***** AVAILABLE DATA *****

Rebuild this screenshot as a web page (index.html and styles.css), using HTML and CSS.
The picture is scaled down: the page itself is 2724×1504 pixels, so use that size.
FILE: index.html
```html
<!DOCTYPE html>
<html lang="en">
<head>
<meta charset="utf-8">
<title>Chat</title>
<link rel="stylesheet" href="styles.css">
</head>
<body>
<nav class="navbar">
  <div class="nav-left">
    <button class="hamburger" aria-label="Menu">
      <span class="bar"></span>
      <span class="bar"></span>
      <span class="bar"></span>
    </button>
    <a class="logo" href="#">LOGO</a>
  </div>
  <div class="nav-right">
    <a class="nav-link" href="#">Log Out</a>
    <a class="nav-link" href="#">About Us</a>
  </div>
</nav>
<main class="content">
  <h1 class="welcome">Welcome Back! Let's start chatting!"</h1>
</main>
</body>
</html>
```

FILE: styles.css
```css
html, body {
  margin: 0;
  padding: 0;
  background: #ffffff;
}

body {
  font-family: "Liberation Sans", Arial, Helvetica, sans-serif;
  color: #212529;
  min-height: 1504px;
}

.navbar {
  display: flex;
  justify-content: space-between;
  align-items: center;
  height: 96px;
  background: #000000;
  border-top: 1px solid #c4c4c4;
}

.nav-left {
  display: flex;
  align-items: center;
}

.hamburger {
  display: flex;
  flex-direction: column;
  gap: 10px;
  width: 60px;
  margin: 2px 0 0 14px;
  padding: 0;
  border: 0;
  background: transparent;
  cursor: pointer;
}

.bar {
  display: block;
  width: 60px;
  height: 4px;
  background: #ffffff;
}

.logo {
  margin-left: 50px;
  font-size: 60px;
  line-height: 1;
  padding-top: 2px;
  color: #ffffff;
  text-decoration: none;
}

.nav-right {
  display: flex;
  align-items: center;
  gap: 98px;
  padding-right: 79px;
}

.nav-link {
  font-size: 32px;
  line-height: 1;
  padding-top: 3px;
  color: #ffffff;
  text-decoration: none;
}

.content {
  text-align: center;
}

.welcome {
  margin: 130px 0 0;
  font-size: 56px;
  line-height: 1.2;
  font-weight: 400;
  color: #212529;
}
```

*****
***** AVAILABLE DATA *****

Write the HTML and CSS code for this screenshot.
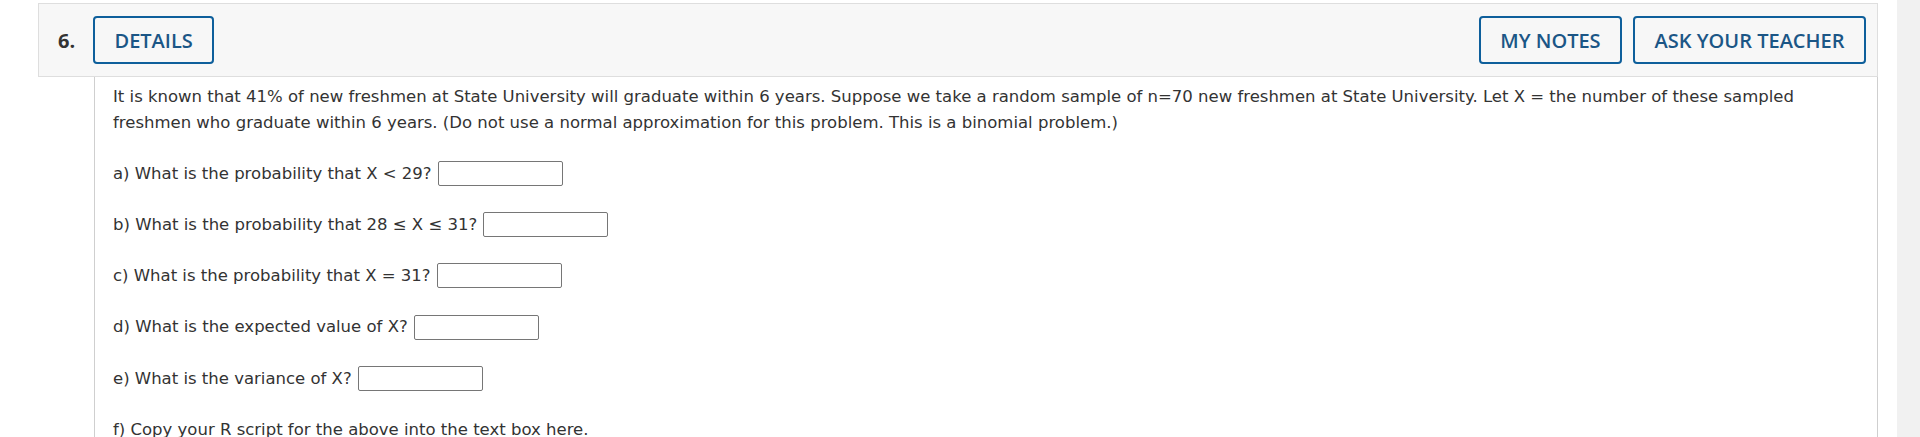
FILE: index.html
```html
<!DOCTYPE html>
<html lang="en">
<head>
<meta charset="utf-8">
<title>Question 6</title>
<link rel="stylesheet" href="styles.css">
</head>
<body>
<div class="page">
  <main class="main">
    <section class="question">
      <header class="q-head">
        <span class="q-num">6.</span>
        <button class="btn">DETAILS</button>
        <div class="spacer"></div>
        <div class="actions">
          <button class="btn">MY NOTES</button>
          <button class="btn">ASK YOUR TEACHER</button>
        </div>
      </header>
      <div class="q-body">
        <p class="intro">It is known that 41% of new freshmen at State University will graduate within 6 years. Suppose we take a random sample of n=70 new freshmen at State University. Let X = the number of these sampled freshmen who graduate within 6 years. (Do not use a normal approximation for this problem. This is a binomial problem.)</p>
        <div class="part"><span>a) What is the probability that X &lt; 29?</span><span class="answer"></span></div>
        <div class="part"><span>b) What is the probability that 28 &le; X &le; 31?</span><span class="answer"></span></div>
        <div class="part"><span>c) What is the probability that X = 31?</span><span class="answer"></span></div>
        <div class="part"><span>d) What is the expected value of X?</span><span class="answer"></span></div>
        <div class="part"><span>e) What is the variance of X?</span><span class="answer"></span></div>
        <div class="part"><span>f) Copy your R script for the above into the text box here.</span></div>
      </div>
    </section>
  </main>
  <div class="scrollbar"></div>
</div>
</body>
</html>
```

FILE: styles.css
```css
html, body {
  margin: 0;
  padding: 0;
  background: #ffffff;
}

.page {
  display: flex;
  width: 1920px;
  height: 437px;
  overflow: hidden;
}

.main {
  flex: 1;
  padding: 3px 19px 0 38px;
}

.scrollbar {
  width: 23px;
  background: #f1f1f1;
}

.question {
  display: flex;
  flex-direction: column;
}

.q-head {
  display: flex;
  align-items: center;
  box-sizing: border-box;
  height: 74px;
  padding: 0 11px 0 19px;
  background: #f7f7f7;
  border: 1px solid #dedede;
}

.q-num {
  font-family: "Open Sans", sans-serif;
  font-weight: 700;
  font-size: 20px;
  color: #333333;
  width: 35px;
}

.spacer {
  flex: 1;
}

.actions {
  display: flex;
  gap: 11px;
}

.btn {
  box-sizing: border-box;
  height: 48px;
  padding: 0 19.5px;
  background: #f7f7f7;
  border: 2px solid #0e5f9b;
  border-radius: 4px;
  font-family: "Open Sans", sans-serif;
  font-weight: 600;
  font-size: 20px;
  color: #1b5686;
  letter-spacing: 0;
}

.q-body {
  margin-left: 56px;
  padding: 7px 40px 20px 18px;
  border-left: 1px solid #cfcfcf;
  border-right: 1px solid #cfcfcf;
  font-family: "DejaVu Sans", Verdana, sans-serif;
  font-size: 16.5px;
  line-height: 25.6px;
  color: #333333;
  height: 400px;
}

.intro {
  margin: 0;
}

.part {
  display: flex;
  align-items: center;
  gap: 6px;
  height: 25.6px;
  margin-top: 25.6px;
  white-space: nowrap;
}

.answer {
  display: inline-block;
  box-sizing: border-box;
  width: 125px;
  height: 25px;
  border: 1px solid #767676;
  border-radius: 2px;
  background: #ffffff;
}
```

*****
***** AVAILABLE DATA *****

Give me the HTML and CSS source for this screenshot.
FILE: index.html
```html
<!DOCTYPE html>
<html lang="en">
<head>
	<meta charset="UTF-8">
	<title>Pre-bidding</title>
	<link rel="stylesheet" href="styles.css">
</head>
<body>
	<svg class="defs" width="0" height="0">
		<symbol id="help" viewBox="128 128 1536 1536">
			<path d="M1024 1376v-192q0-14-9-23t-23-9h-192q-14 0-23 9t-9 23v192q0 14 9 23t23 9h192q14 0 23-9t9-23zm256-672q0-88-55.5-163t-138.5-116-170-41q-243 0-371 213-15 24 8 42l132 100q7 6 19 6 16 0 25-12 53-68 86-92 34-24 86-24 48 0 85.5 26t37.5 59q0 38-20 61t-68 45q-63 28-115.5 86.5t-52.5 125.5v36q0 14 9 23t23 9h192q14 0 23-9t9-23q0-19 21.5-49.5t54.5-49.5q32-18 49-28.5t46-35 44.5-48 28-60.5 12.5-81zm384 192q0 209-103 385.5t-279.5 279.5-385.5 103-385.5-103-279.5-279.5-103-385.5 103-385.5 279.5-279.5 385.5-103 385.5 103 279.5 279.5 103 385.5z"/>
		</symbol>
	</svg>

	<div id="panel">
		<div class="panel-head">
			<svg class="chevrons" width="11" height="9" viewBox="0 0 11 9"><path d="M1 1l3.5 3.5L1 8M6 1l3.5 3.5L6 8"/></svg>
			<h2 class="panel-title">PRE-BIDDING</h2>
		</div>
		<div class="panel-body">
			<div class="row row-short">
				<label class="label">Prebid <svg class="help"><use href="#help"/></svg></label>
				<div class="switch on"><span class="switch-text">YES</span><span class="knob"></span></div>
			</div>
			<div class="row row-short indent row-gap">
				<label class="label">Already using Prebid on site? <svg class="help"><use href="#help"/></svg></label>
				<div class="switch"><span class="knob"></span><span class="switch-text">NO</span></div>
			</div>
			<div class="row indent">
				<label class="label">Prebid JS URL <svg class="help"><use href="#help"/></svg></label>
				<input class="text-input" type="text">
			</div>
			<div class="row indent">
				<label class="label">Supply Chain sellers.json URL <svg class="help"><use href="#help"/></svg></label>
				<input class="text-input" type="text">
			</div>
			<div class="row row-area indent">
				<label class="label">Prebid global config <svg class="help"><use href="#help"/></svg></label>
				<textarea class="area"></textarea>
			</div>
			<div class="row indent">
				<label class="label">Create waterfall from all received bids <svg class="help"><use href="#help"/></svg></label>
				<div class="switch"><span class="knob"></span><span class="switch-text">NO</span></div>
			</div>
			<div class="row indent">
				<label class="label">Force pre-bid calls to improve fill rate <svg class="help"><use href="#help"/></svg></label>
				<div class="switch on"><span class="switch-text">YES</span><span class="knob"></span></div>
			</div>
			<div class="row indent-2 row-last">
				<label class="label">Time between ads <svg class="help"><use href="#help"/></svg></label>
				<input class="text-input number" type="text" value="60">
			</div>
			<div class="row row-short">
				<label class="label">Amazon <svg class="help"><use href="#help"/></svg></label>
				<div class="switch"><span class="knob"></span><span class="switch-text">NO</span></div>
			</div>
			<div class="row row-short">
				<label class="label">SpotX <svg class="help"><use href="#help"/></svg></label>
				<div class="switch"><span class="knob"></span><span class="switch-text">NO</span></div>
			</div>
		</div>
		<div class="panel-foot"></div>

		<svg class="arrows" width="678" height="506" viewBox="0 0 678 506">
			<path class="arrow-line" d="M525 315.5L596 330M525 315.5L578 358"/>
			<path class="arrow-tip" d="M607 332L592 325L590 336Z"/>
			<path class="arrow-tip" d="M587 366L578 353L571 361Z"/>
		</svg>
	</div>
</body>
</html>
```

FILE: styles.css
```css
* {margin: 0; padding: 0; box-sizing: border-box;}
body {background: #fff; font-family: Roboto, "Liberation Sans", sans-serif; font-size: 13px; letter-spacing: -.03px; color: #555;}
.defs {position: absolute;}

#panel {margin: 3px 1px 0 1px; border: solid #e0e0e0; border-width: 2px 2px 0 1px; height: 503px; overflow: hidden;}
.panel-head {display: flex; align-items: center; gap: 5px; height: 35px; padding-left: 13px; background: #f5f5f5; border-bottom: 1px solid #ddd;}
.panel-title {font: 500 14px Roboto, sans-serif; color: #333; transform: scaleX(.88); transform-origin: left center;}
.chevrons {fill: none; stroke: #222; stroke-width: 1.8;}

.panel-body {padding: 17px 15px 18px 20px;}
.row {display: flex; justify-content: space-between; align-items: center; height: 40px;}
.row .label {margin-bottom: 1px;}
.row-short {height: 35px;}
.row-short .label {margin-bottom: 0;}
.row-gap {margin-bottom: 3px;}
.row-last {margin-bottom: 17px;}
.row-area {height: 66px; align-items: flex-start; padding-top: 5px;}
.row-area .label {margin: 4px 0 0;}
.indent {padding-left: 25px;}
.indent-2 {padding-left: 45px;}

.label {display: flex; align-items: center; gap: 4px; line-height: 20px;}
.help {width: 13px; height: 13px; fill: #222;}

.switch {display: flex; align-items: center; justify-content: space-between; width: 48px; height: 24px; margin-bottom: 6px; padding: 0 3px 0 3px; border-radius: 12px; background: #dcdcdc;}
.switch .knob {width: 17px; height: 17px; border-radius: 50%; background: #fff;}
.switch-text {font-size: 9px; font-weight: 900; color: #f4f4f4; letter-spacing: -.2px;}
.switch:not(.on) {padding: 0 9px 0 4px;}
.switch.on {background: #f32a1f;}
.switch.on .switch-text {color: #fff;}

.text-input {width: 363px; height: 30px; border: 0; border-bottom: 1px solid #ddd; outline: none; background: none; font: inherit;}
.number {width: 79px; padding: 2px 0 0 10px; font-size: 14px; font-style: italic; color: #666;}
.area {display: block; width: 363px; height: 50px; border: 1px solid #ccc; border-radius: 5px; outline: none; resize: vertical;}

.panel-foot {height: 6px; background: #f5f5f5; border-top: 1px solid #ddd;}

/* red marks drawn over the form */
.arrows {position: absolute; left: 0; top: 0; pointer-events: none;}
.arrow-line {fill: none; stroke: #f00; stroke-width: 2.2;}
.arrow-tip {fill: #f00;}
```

*****

=== WORK INSTRUCTIONS ===
Go through the entries above and count the lines containing the word "using"; give only that count.

=== THE RESULT ===
2